Of course, no one believes Christie.  Even her best friend Janey (Sandra Clark) thinks Christie’s gone off the deep end.  The police commissioner (Tony Sibbald) at first takes her accusations seriously, but after some mindbogglingly shitty police work comes to not only disbelieve the young lady but also to develop a sort of grudge against her.  Christie’s mother (Marie Masters) doesn’t take her daughter seriously, even though, from what I recall, her relationship with Paul is not that old.  Apparently, mom took up with Paul, ditched her husband, and married the other man in a matter of months.  Christie’s allegations are seen largely in this light by the other characters but not by the audience.  Christie watches (and we do, too) as Paul gets it on with Brenda (Lolita Lorre, whom I’d like to believe is related to Peter, but I couldn’t find anything confirming or denying this) multiple times, and his flimsy excuses would raise eyebrows in even the most devoted of marital partners.  It may have been interesting to see the story develop with a more enigmatic approach to what’s going on, but the filmmakers aren’t really interested in that.  Instead, they draw out this cat and mouse aspect just to get to the meat of what the film is actually about.  This is either a master stroke of deception or a happy accident.  But I’m getting ahead of myself.

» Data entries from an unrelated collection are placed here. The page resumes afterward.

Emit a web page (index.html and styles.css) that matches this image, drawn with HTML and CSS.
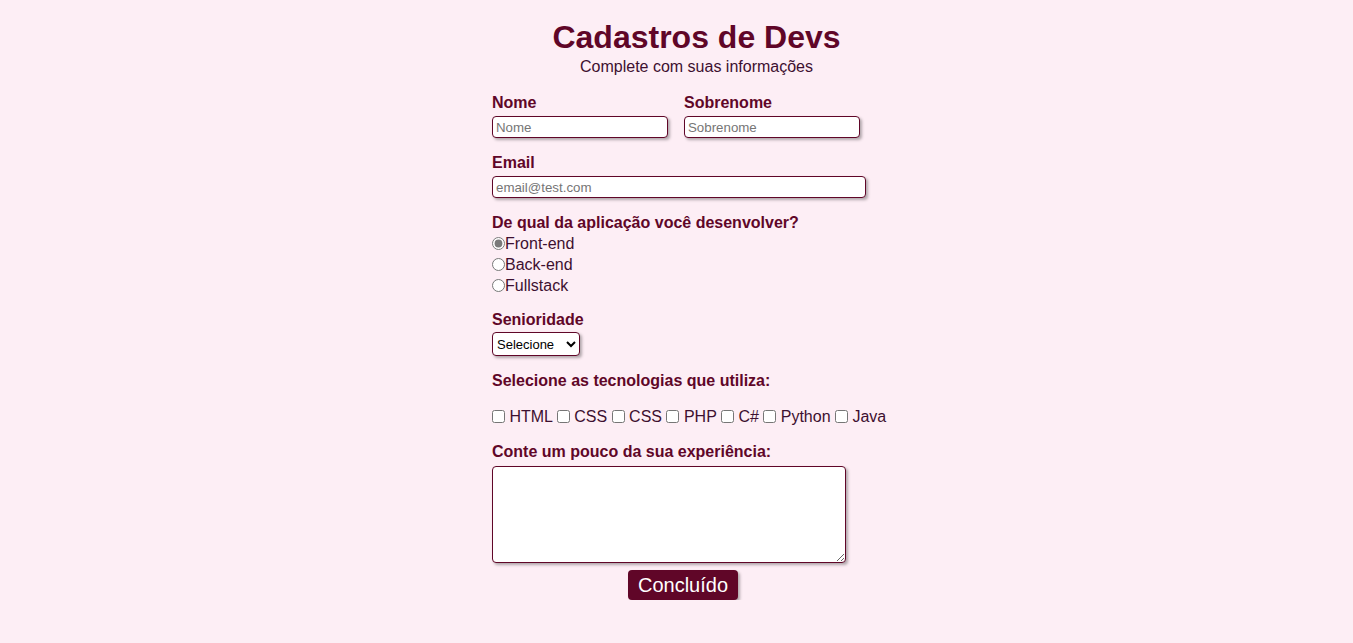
FILE: index.html
```html
<!DOCTYPE html>
<html lang="pt-BR">
<head>
<meta charset="utf-8">
<title>Cadastros de Devs</title>
<link rel="stylesheet" href="styles.css">
</head>
<body>
<main class="page">
  <header class="head">
    <h1 class="title">Cadastros de Devs</h1>
    <p class="subtitle">Complete com suas informações</p>
  </header>
  <form class="form">
    <div class="row">
      <div class="field">
        <label class="label" for="nome">Nome</label>
        <input class="input short" id="nome" type="text" placeholder="Nome">
      </div>
      <div class="field">
        <label class="label" for="sobrenome">Sobrenome</label>
        <input class="input short" id="sobrenome" type="text" placeholder="Sobrenome">
      </div>
    </div>
    <div class="field">
      <label class="label" for="email">Email</label>
      <input class="input long" id="email" type="email" placeholder="email@test.com">
    </div>
    <div class="field radios">
      <span class="label tight">De qual da aplicação você desenvolver?</span>
      <label class="radio"><input type="radio" name="area" checked>Front-end</label>
      <label class="radio"><input type="radio" name="area">Back-end</label>
      <label class="radio"><input type="radio" name="area">Fullstack</label>
    </div>
    <div class="field sen">
      <label class="label sel-label" for="sen">Senioridade</label>
      <select class="select" id="sen">
        <option>Selecione</option>
        <option>Júnior</option>
        <option>Pleno</option>
        <option>Sênior</option>
      </select>
    </div>
    <div class="field techs">
      <span class="label">Selecione as tecnologias que utiliza:</span>
      <div class="checks"><input type="checkbox"> HTML <input type="checkbox"> CSS <input type="checkbox"> CSS <input type="checkbox"> PHP <input type="checkbox"> C# <input type="checkbox"> Python <input type="checkbox"> Java</div>
    </div>
    <div class="field exp">
      <label class="label" for="exp">Conte um pouco da sua experiência:</label>
      <textarea class="textarea" id="exp"></textarea>
    </div>
    <div class="actions">
      <button class="button" type="button">Concluído</button>
    </div>
  </form>
</main>
</body>
</html>
```
FILE: styles.css
```css
html, body {
  margin: 0;
  padding: 0;
}
body {
  background: #fdeef5;
  color: #600628;
  font-family: "Liberation Sans", Arial, sans-serif;
  font-size: 16px;
}
.page {
  width: 409px;
  margin: 0 auto;
  padding: 19px 0 0 40px;
}
.head {
  text-align: center;
}
.title {
  margin: 0;
  font-size: 32px;
  line-height: 37px;
  font-weight: bold;
}
.subtitle {
  margin: 2px 0 0;
  font-size: 16px;
  line-height: 18px;
  color: #3d1030;
}
.form {
  display: flex;
  flex-direction: column;
  margin-top: 18px;
}
.row {
  display: flex;
  gap: 16px;
}
.field {
  display: flex;
  flex-direction: column;
  align-items: flex-start;
  margin-bottom: 16px;
}
.label {
  font-weight: bold;
  font-size: 16px;
  line-height: 18px;
  margin-bottom: 4px;
}
.label.tight {
  margin-bottom: 1px;
}
.label.sel-label {
  margin-bottom: 3px;
}
.input {
  box-sizing: border-box;
  height: 22px;
  border: 1px solid #600628;
  border-radius: 4px;
  box-shadow: 2px 2px 3px rgba(0,0,0,0.3);
  background: #fff;
  font-family: "Liberation Sans", Arial, sans-serif;
  font-size: 13.3px;
  padding: 1px 3px;
  outline: none;
}
.input::placeholder {
  color: #767676;
}
.short {
  width: 176px;
}
.long {
  width: 374px;
}
.radios {
  margin-bottom: 15px;
}
.radio {
  display: flex;
  align-items: center;
  line-height: 21px;
  color: #3d1030;
}
.radio input {
  margin: 0;
  width: 13px;
  height: 13px;
  accent-color: #7a7a7a;
}
.select {
  height: 24px;
  width: 88px;
  border: 1px solid #600628;
  border-radius: 4px;
  box-shadow: 2px 2px 3px rgba(0,0,0,0.3);
  background: #fff;
  font-family: "Liberation Sans", Arial, sans-serif;
  font-size: 13px;
  color: #000;
}
.checks {
  margin-top: 14px;
  color: #3d1030;
  line-height: 18px;
  white-space: nowrap;
}
.checks input {
  margin: 0;
  width: 13px;
  height: 13px;
  vertical-align: -1px;
}
.sen {
  margin-bottom: 16px;
}
.techs {
  margin-bottom: 17px;
}
.textarea {
  box-sizing: border-box;
  width: 354px;
  height: 97px;
  border: 1px solid #600628;
  border-radius: 4px;
  box-shadow: 2px 2px 3px rgba(0,0,0,0.3);
  background: #fff;
  margin-top: 1px;
}
.exp {
  margin-bottom: 7px;
}
.actions {
  width: 382px;
  display: flex;
  justify-content: center;
}
.button {
  height: 30px;
  padding: 0 10px;
  border: none;
  border-radius: 4px;
  background: #600628;
  color: #fff;
  font-family: "Liberation Sans", Arial, sans-serif;
  font-size: 20px;
  box-shadow: 2px 2px 3px rgba(0,0,0,0.3);
}
```
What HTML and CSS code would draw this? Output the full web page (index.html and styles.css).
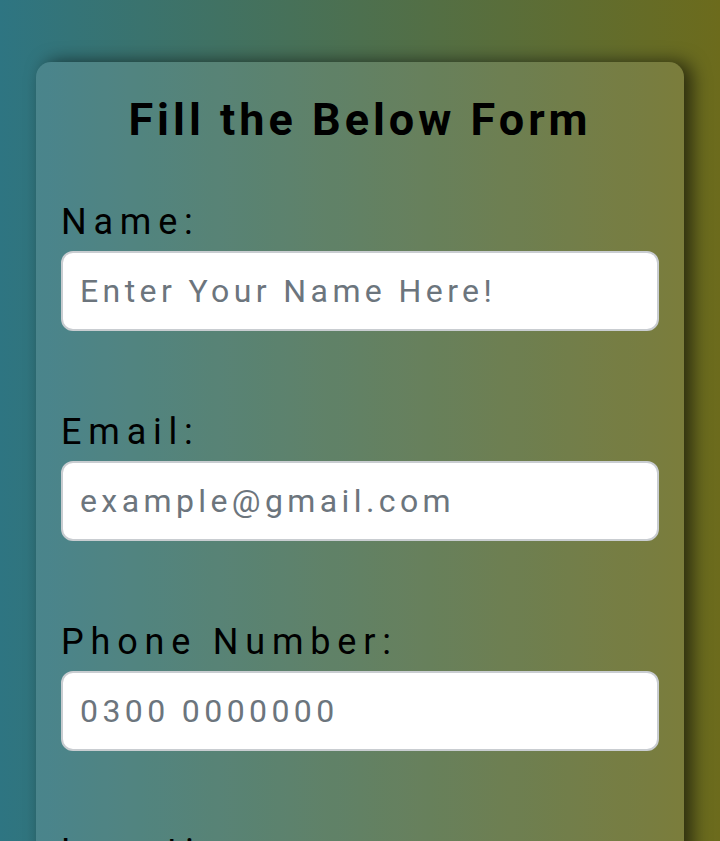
FILE: index.html
```html
<!DOCTYPE html>
<html lang="en">
<head>
<meta charset="utf-8">
<title>Form</title>
<link rel="stylesheet" href="styles.css">
</head>
<body>
<div class="page">
  <form class="card">
    <h1 class="title">Fill the Below Form</h1>
    <div class="field">
      <label class="label" for="name">Name:</label>
      <input class="input" id="name" type="text" placeholder="Enter Your Name Here!">
    </div>
    <div class="field">
      <label class="label" for="email">Email:</label>
      <input class="input" id="email" type="email" placeholder="example@gmail.com">
    </div>
    <div class="field">
      <label class="label" for="phone">Phone Number:</label>
      <input class="input" id="phone" type="tel" placeholder="0300 0000000">
    </div>
    <div class="field">
      <label class="label" for="location">Location:</label>
      <input class="input" id="location" type="text" placeholder="Enter Your City">
    </div>
  </form>
</div>
</body>
</html>
```
FILE: styles.css
```css
html, body {
  margin: 0;
  padding: 0;
}
body {
  min-height: 100vh;
  background: linear-gradient(to right, #2e7582, #6c6b1c);
  font-family: Roboto, "Liberation Sans", sans-serif;
  overflow: hidden;
}
.page {
  padding: 62px 36px 40px;
}
.card {
  display: flex;
  flex-direction: column;
  padding: 31px 25px 40px;
  border-radius: 15px;
  background: rgba(255, 255, 255, 0.12);
  box-shadow: 8px 0 18px rgba(0, 0, 0, 0.6);
}
.title {
  margin: 0;
  font-size: 45px;
  line-height: 53px;
  font-weight: 700;
  text-align: center;
  letter-spacing: 4px;
  color: #000;
}
.field {
  display: flex;
  flex-direction: column;
  margin-top: 80px;
}
.title + .field {
  margin-top: 55px;
}
.label {
  font-size: 36px;
  line-height: 43px;
  letter-spacing: 6.8px;
  color: #000;
  margin-bottom: 7px;
}
.input {
  box-sizing: border-box;
  height: 80px;
  margin: 0;
  padding: 0 16px 0 17px;
  border: 2px solid #c9cdd1;
  border-radius: 12px;
  background: #fff;
  font-family: Roboto, "Liberation Sans", sans-serif;
  font-size: 32px;
  letter-spacing: 4.4px;
  color: #212529;
  outline: none;
}
.input::placeholder {
  color: #6c757d;
  opacity: 1;
}
```
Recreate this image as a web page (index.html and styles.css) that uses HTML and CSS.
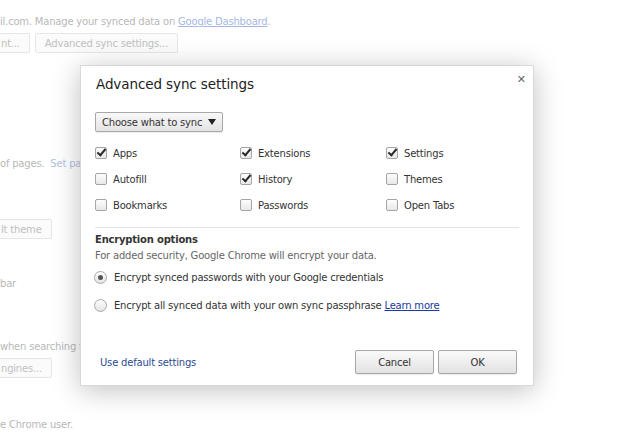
FILE: index.html
```html
<!DOCTYPE html>
<html>
<head>
<meta charset="utf-8">
<link rel="stylesheet" href="styles.css">
</head>
<body>
<div class="page">
  <p class="bg-line l1">il.com. Manage your synced data on <a class="bg-link">Google Dashboard</a>.</p>
  <div class="bg-row r1"><span class="bg-btn cut">nt...</span><span class="bg-btn">Advanced sync settings...</span></div>
  <p class="bg-line l2">of pages.&nbsp; <span class="bg-link2">Set pages</span></p>
  <div class="bg-row r2"><span class="bg-btn cut">lt theme</span></div>
  <p class="bg-line l3">bar</p>
  <p class="bg-line l4">when searching from the omnibox</p>
  <div class="bg-row r3"><span class="bg-btn cut">ngines...</span></div>
  <p class="bg-line l5">e Chrome user.</p>
</div>

<div class="dialog">
  <div class="close">&#x2715;</div>
  <h1 class="title">Advanced sync settings</h1>
  <div class="select">Choose what to sync <span class="arrow"></span></div>
  <div class="grid">
    <label class="item"><span class="cb on"></span>Apps</label>
    <label class="item"><span class="cb on"></span>Extensions</label>
    <label class="item"><span class="cb on"></span>Settings</label>
    <label class="item"><span class="cb"></span>Autofill</label>
    <label class="item"><span class="cb on"></span>History</label>
    <label class="item"><span class="cb"></span>Themes</label>
    <label class="item"><span class="cb"></span>Bookmarks</label>
    <label class="item"><span class="cb"></span>Passwords</label>
    <label class="item"><span class="cb"></span>Open Tabs</label>
  </div>
  <div class="sep"></div>
  <h2 class="enc-title">Encryption options</h2>
  <p class="enc-desc">For added security, Google Chrome will encrypt your data.</p>
  <label class="radio-row"><span class="radio on"></span>Encrypt synced passwords with your Google credentials</label>
  <label class="radio-row r-second"><span class="radio"></span>Encrypt all synced data with your own sync passphrase <a class="learn">Learn more</a></label>
  <div class="footer">
    <a class="default-link">Use default settings</a>
    <div class="buttons">
      <span class="btn">Cancel</span>
      <span class="btn">OK</span>
    </div>
  </div>
</div>
</body>
</html>
```

FILE: styles.css
```css
html, body {
  margin: 0;
  padding: 0;
  background: #fff;
  width: 640px;
  height: 432px;
  overflow: hidden;
  font-family: "DejaVu Sans", "Liberation Sans", sans-serif;
}

.page {
  font-size: 10px;
  letter-spacing: -0.2px;
  color: #b8b8b8;
  position: relative;
  height: 432px;
}

.bg-line {
  margin: 0;
  height: 16px;
  line-height: 16px;
  white-space: nowrap;
}
.bg-link {
  color: #a3b7e2;
  text-decoration: underline;
}
.bg-link2 {
  color: #b0c1e6;
}
.l1 { padding-top: 14px; }
.bg-row {
  display: flex;
  gap: 5px;
  height: 19px;
}
.r1 { margin-top: 3px; }
.bg-btn {
  display: inline-flex;
  align-items: center;
  padding: 0 9px;
  height: 18px;
  border: 1px solid #e6e6e6;
  border-radius: 2px;
  color: #c0c0c0;
  background: #fbfbfb;
  white-space: nowrap;
}
.bg-btn.cut { margin-left: -9px; }
.l2 { margin-top: 104px; }
.r2 { margin-top: 47px; }
.l3 { margin-top: 38px; }
.l4 { margin-top: 47px; }
.r3 { margin-top: 3px; }
.l5 { margin-top: 40px; }

/* dialog */
.dialog {
  position: absolute;
  left: 80px;
  top: 65px;
  width: 454px;
  height: 321px;
  box-sizing: border-box;
  background: #fff;
  border: 1px solid #d8d8d8;
  box-shadow: 0 4px 26px rgba(0, 0, 0, 0.25);
  padding: 0 14px 0 14px;
  display: flex;
  flex-direction: column;
  color: #333;
  font-size: 10px;
  letter-spacing: -0.2px;
}
.close {
  position: absolute;
  right: 7px;
  top: 7px;
  font-size: 11px;
  font-weight: bold;
  color: #666;
  letter-spacing: 0;
}
.title {
  margin: 10px 0 0 1px;
  font-size: 13.5px;
  font-weight: normal;
  color: #222;
  line-height: 16px;
  letter-spacing: -0.1px;
}
.select {
  margin-top: 20px;
  align-self: flex-start;
  box-sizing: border-box;
  height: 20px;
  padding: 0 6px 0 6px;
  display: flex;
  align-items: center;
  gap: 6px;
  border: 1px solid #a8a8a8;
  border-radius: 2px;
  background: linear-gradient(#f8f8f8, #e4e4e4);
  color: #333;
  box-shadow: 0 1px 1px rgba(0,0,0,0.08);
}
.arrow {
  width: 0;
  height: 0;
  border-left: 4px solid transparent;
  border-right: 4px solid transparent;
  border-top: 6px solid #222;
}
.grid {
  margin-top: 8px;
  display: grid;
  grid-template-columns: 145px 146px 1fr;
  grid-auto-rows: 26px;
}
.item {
  display: flex;
  align-items: center;
  gap: 6px;
}
.cb {
  width: 12px;
  height: 12px;
  box-sizing: border-box;
  border: 1px solid #a5a5a5;
  border-radius: 2px;
  background: linear-gradient(#fdfdfd, #e8e8e8);
  position: relative;
}
.cb.on::after {
  content: "";
  position: absolute;
  left: 3px;
  top: -1px;
  width: 3px;
  height: 7px;
  border-right: 2px solid #2a2a2a;
  border-bottom: 2px solid #2a2a2a;
  transform: rotate(40deg);
}
.sep {
  margin-top: 9px;
  height: 1px;
  background: #e2e2e2;
}
.enc-title {
  margin: 5px 0 0 0;
  font-size: 10px;
  font-weight: bold;
  line-height: 14px;
}
.enc-desc {
  margin: 2px 0 0 0;
  color: #666;
  line-height: 14px;
}
.radio-row {
  margin-top: 7px;
  display: flex;
  align-items: center;
  gap: 7px;
  height: 14px;
  white-space: nowrap;
}
.r-second { margin-top: 14px; }
.radio {
  width: 13px;
  height: 13px;
  box-sizing: border-box;
  border-radius: 50%;
  border: 1px solid #a8a8a8;
  background: linear-gradient(#fefefe, #e4e4e4);
  position: relative;
  margin-left: -1px;
}
.radio.on::after {
  content: "";
  position: absolute;
  left: 3px;
  top: 3px;
  width: 5px;
  height: 5px;
  border-radius: 50%;
  background: #555;
}
.learn {
  color: #1a3aa0;
  text-decoration: underline;
  margin-left: -4px;
}
.footer {
  margin-top: auto;
  margin-bottom: 11px;
  display: flex;
  align-items: center;
  justify-content: space-between;
}
.default-link {
  color: #2c4b93;
  margin-left: 5px;
}
.buttons {
  display: flex;
  gap: 4px;
  margin-right: 2px;
}
.btn {
  width: 79px;
  height: 24px;
  box-sizing: border-box;
  display: flex;
  align-items: center;
  justify-content: center;
  border: 1px solid #a8a8a8;
  border-radius: 2px;
  background: linear-gradient(#fafafa, #e2e2e2);
  color: #333;
  box-shadow: 0 1px 1px rgba(0,0,0,0.08);
}
```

And here’s where it becomes difficult to discuss Scream for Help any further without getting into SPOILERS.  More than anything, the film is about the initiation of Christie into adulthood and how both sex and violence are the means of that inauguration.  Beyond this, it’s about the choice between sex and violence that Christie has to make.  Christie lives in a world where absolutely everyone around her is having sex except her.  When she races over to her friend Janey’s house to tell Janey about her theory of Paul’s murderous intent, she waltzes in on Janey having sex with Josh (Corey Parker, whom most will recognize as the effete Arnold Epstein in Biloxi Blues).  Janey, probably pissed for being interrupted pre-orgasm, is openly hostile to Christie, who, in turn, is pissed at Janey for not telling her that she was having sex at all.  Christie comes home to the sounds of her mother and Paul having sex, and she runs to her room in anguish.  But Christie is, of course, curious about sex, and Paul’s affair with Brenda is the window (literally and figuratively) into this fascination.  At several points, she spies the two doing the job, and it’s always at a remove through a pane of glass (like watching a live Swedish sex show in a porn booth).  Paul asks if Christie is writing “the life and times of a sex maniac” in her journal.  Nope, it’s all about murder.  Intriguingly, Corey is the ostensible love interest, but he’s about as big a jerkoff as every other man in the film.  Christie catches Corey flirting with another girl at school (the day after she caught him with Janey?).  She tries to rope him into helping her out by threatening to tell his father about Janey, and Corey proudly states that his dad would congratulate him.  Rather, it’s the threat of cutting him off from Janey’s pussy that motivates the kid (and puts her own in his crosshairs).  After Janey is out of the picture, Corey and Christie hook up pretty fast.  Corey continues to pressure Christie, telling her he cares about her, but we know that he’s simply horny, and while we can’t necessarily blame him for this, it makes him no less of a douche.

When Christie and Corey finally have sex, it’s unpleasant for Christie, but then again, it’s her first time.  It’s painful, and the blood from popping her cherry scares her.  The ties between sex and violence in the film have been leading up to this moment, and here is where Christie chooses which of the two she prefers.  When Corey brings up the possibility of more sex, please, Christie tells him that she “doesn’t want to go to bed with anybody ever again.”  In the last third of the picture, when Paul and his accomplices hold Christie and her mom captive, things come to a head.  Faced with their imminent deaths, Christie, with ho-hum determination, states, “There’s only one way.  I’m gonna have to kill them.”  With MacGyver-ian resourcefulness and icy resolve, she sets about doing just that.  The film becomes Death Wish if Paul Kersey’s wife and daughter fought back (or maybe just Home Alone with corpses).  After the siege of her house, Corey and Christie get down to some foreplay, but violence rears up yet again, and Christie, without hesitation, goes into kill mode.  Sex is something she may still want to do despite her inexperienced protestations, but violence is something she likes.  This is what maturity means in the world of Scream for Help.  That the film is so frank about these facets is rather startling, considering its almost juvenile plot and dialogue, flat direction, and a score that is insanely incongruous (it sounds like it was taken from a Seventies industrial film about the future of plastics mixed with a buddy cop show of the same era).  Nevertheless, this forthrightness is what also makes the film so special.

MVT:  The remarkable depths to which the film dives and the unsparing attitude it takes in going there.

Make or Break:  The vehicular homicide that comes out of nowhere.  It’s fast, brutal, and contains a spectacular mannequin death.